March 5, 2022 – The Castillos competition in Tultepec.

The annual festival hosts guests at daily events for 10 days but the main attractions are the castillos (or towers) and the toros. During the castillos competition (held on March 5 this year) crowds looked on as 30 meter-tall structures of fireworks explode in succession, their bursts choreographed to a barely-audible soundtrack over the whirring slow-burning explosions —as the smoke settles, spinning figures in multicolored flames came into view. Teams from Italy and Argentina joined the contest against Mexican towers.

March 5, 2022 – The crowd looks on at the Castillos competition in Tultepec.

If you want to get as close to the action as possible without making the trip to Tultepec, check out “Brimstone and Glory” a documentary by Viktor Jakovleski. The 67-minute film includes slow motion footage of pyrotechnics, drone images of the town and follows one technician as he free climbs the scaffolding of a castillo with a Go-Pro strapped to his forehead —the viewer feels the vertigo of the castillo’s stance over town from his point of view.
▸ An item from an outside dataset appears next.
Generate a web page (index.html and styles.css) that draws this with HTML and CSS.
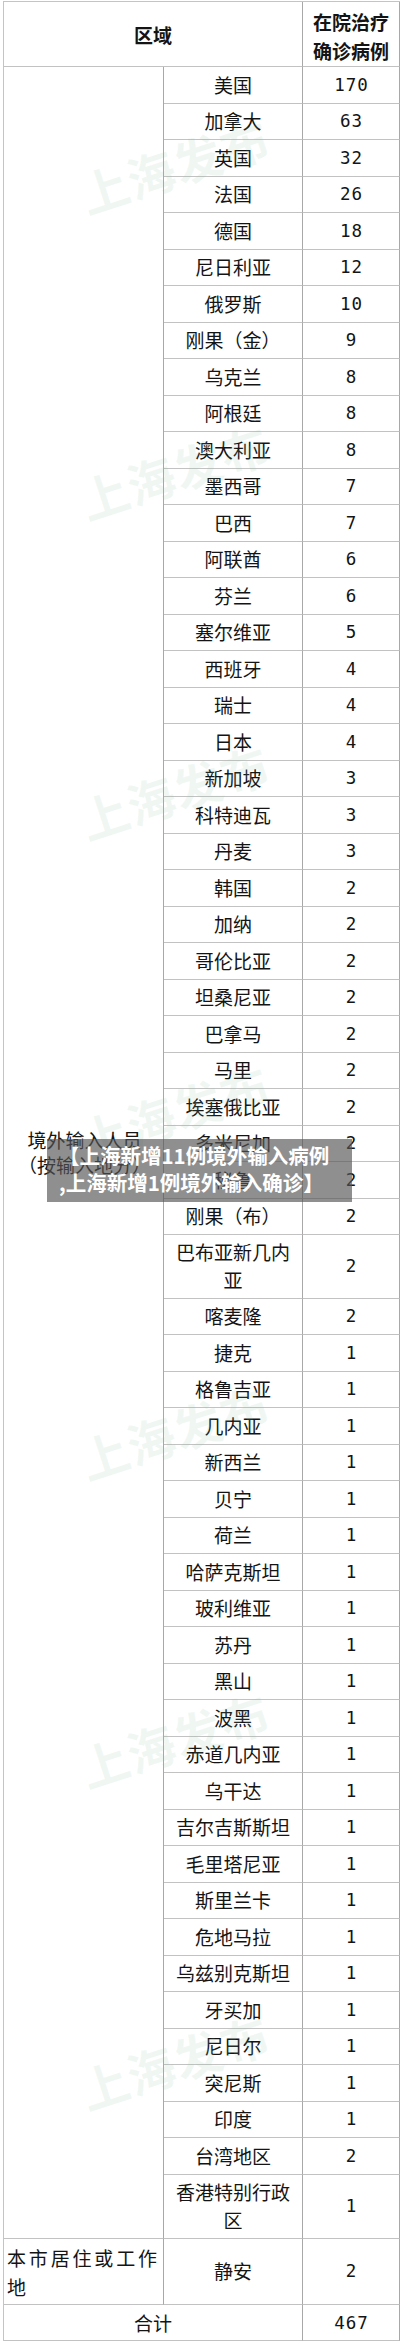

On the night of competition, we feel like we are there, peering through a fisheye lens as he sets the tower ablaze with a cigarette. The film also offers an intimate portrait of one little boy as he grapples with his perilous birthright. Most locals in the film proudly proclaim to have “gunpowder in their blood.” In Tultepec, even the birthday candles are fireworks.

This is an obsession Dulce understands. Five days a week she ends her nursing shift at a clinic an hour away, then drives to pick up her youngest daughter and heads to her workshop. There, she makes the sign of the cross to an image of San Juan before sitting down to make fireworks by hand, until late at night. While she works, her three kids have dinner and do their homework; a shiny satin Mexican flag decorates the bare cinderblock wall, “it feels more like home than my house,” she says.

The procession through town on the day of the toros leads to the final event of the night. Just after sunset, the open esplanade is crammed with a sea of people. When a toro finally makes it to the field for its quema or burning, it is wheeled through the masses without ceremony. With its many followers in tow —running alongside or helping to push it— the toro will amble through the crowd, shaking on the uneven dirt. Once lit, fireworks fly high into the air from its trunk, others shoot out sideways making a hissing sound snaking through the crowd. The silhouettes of jumping bodies undulate against the blazing backdrop —a constellation of sparks.

After hundreds of bulls, El Zorro is the last quema of the night.

Dulce and her family push past the crowd, the tianguis, and the firetruck which doubles as a lookout perch for dozens families and teens. They make it to a spot in the middle of the mass of people and light the bull’s towering saddle of explosives. While male members of her family push El Zorro around, people jump and run, trying to avoid the flames. As the bull goes out in a blaze of thundering glory, Dulce screams and hops up and down. For those few seconds she can only hear the deafening explosions and hissing sounds. As if time stood still, she forgets everything else.

“You’re there in the middle of that danger, hoping not to get burned,” she says, during the quema she knows there is no where else she’d rather be. It’s her release —the fireworks go off and “you do whatever you want,” she says.

After the quema, musicians play a few more tunes from their oboes and clarinets before the night ends at around 2 A.M. Up above, wisps of cotton candy fly like off-season tinsel from the power lines in the warm night breeze. And locals from Tultepec start looking forward, once again, to next year.

March 8, 2022 – A quema on the esplanade the day of the toros.